Indeed, on the day when the White Suffolk lambs were being weaned from their Merino mothers, Jane Wallace, along with her granddaughter Georgie, were on hand assisting with mustering and drafting.
"We are a family partnership in many ways," said Annabel.
"I enjoy working alongside Tony, it is a pleasure to be outside and working with the sheep ... there are many things I can't physically do that he can, but we complement each other."
Mrs Wallace said she definitely thought differently to her husband, which was important for another point of view, and especially through the current drought.
"I think outside the box, which can be an advantage," she said.
"It is really important not to be totally consumed by the farm, outside interests are vital."
Mrs Wallace said they attended yoga classes, which had been beneficial for both physical fitness and mental resilience; and crucial for each to maintain a positive attitude.
"We have to accept this country is not blessed with rain like New Zealand, or the rolling hills of England, and farm accordingly," she said.
"We are constantly managing the situation, always trouble shooting.
"There are always problems so everyone is aware of the challenges we face."
As a sideline to the farm, and to keep her interest in non-farming activities Mrs Wallace has for many years operated an art gallery in one of the farm cottages.
"It has been an engaging experience, a really lovely diversion. We both enjoyed it and took us mentally off the farm," she said.

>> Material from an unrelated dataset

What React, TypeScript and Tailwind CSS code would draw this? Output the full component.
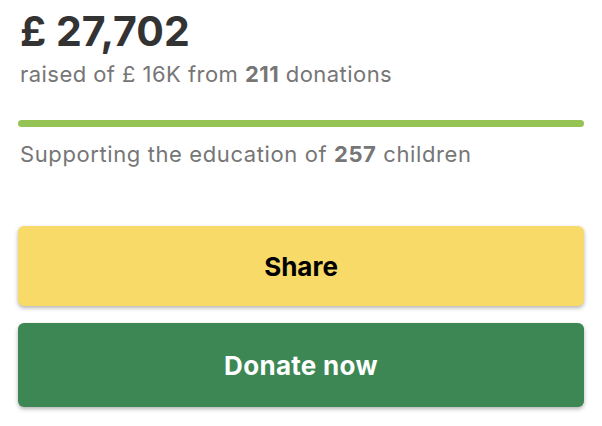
export default function App() {
  return (
    <div className="w-[602px] h-[426px] bg-white px-[18px] pt-[6px]" style={{ fontFamily: "Inter, 'Open Sans', sans-serif" }}>
      <div className="pl-[2px] text-[41px] leading-[50px] font-bold text-[#333333]">£ 27,702</div>
      <div className="pl-[2px] mt-[5px] text-[22px] leading-[26px] tracking-[0.45px] text-[#767676]">
        raised of £ 16K from <span className="font-bold">211</span> donations
      </div>
      <div className="mt-[33px] h-[7px] rounded-full bg-[#96c454]" />
      <div className="pl-[2px] mt-[12px] text-[22px] leading-[30px] tracking-[0.6px] text-[#767676]">
        Supporting the education of <span className="font-bold">257</span> children
      </div>
      <div className="mt-[57px] flex flex-col gap-[17px]">
        <button className="h-[80px] w-full rounded-[6px] bg-[#f8da69] text-[26px] font-bold text-black shadow-[0_2px_4px_rgba(0,0,0,0.3)]">
          Share
        </button>
        <button className="h-[84px] w-full rounded-[6px] bg-[#3c8754] text-[26px] font-bold tracking-[0.3px] text-white shadow-[0_2px_4px_rgba(0,0,0,0.3)]">
          Donate now
        </button>
      </div>
    </div>
  );
}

"There are a lot of positive people in the community and they have enthusiastic interests beyond the farm, which helps us get through tough times."
Mr Wallace agreed the drought presented challenges and the support of his family made it easier to cope.
One factor he noted when comparing this drought to those past was the strength of the commodity market, especially for sheep and wool - the main enterprises on Erinvale.
"The market for sheep has changed in the past decade," he said.
"With the overseas demand for red meat, lambs are now worth a lot of money, and the market for wool was strong."
He can remember selling sheep for very little in previous droughts, but "there is no doubt the current prices keep us thinking positively," he said.
Indeed, Mr Wallace was focused on coming out of this drought with his Merino flock intact and ready to take advantage of the demand for sheep when the season did break.
Reflecting on his program, he said the weaning of their White Suffolk/Merino lambs was possibly only two weeks earlier than would normally occur.
"It is our normal practise to wean and sell, but we recognise the lambs are fresh, the market is strong and it will give the ewes a chance to recover before we start shearing next week," Mr Wallace said.
"We will hold our present numbers, around 9000 ewes after the normal off-shears sale."
Mr Wallace admits they have been fortunate in having had enough rain through the winter to maintain pasture growth.
"The sheep have come through the winter and spring in good condition," he said.
"I had sprayed gibberellic acid on some of our paddocks and that helped."